Please set down all the lines beneath this one exactly, without the pictures.
# STORED DATA start
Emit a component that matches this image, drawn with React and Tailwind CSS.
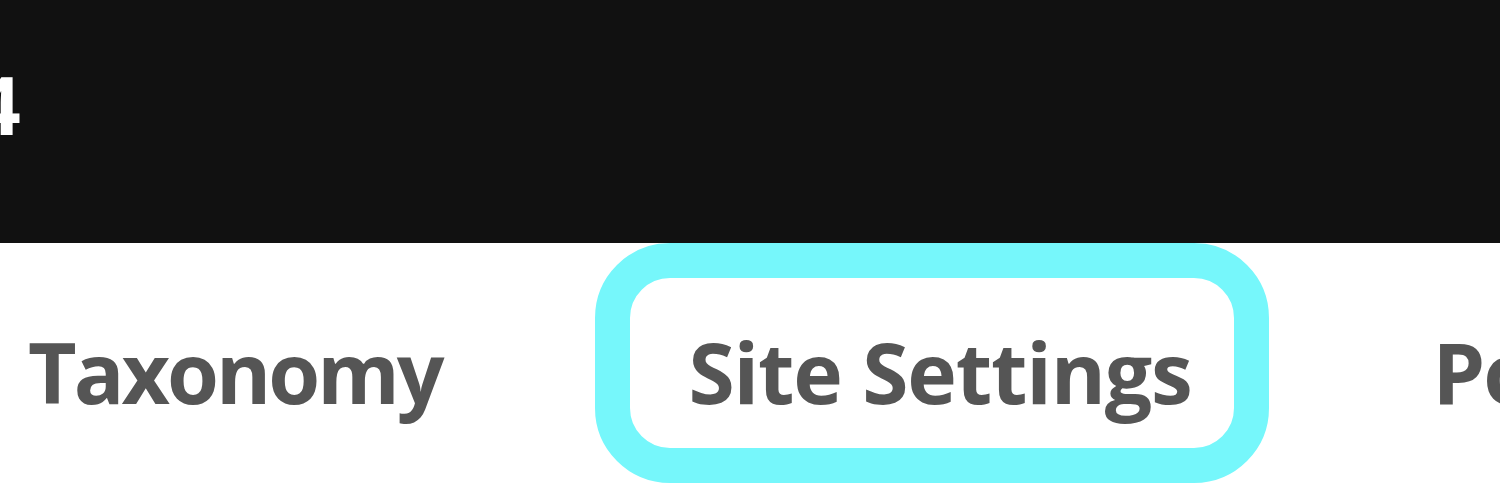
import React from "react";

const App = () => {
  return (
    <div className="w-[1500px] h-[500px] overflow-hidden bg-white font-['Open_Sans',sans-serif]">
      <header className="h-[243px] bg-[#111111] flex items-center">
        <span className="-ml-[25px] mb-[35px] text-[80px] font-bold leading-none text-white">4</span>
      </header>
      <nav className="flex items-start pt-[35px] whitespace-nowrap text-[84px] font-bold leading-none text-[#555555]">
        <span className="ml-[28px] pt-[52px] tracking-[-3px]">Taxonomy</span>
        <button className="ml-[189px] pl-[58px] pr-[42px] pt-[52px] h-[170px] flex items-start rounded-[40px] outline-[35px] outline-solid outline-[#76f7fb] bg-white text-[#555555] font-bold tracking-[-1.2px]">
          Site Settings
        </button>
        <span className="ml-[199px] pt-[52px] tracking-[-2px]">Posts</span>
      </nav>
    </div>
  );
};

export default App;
# STORED DATA end
**FINAL RESULT:**
Emit a component that matches this image, drawn with React and Tailwind CSS.
import React from "react";

const App = () => {
  return (
    <div className="w-[1500px] h-[500px] overflow-hidden bg-white font-['Open_Sans',sans-serif]">
      <header className="h-[243px] bg-[#111111] flex items-center">
        <span className="-ml-[25px] mb-[35px] text-[80px] font-bold leading-none text-white">4</span>
      </header>
      <nav className="flex items-start pt-[35px] whitespace-nowrap text-[84px] font-bold leading-none text-[#555555]">
        <span className="ml-[28px] pt-[52px] tracking-[-3px]">Taxonomy</span>
        <button className="ml-[189px] pl-[58px] pr-[42px] pt-[52px] h-[170px] flex items-start rounded-[40px] outline-[35px] outline-solid outline-[#76f7fb] bg-white text-[#555555] font-bold tracking-[-1.2px]">
          Site Settings
        </button>
        <span className="ml-[199px] pt-[52px] tracking-[-2px]">Posts</span>
      </nav>
    </div>
  );
};

export default App;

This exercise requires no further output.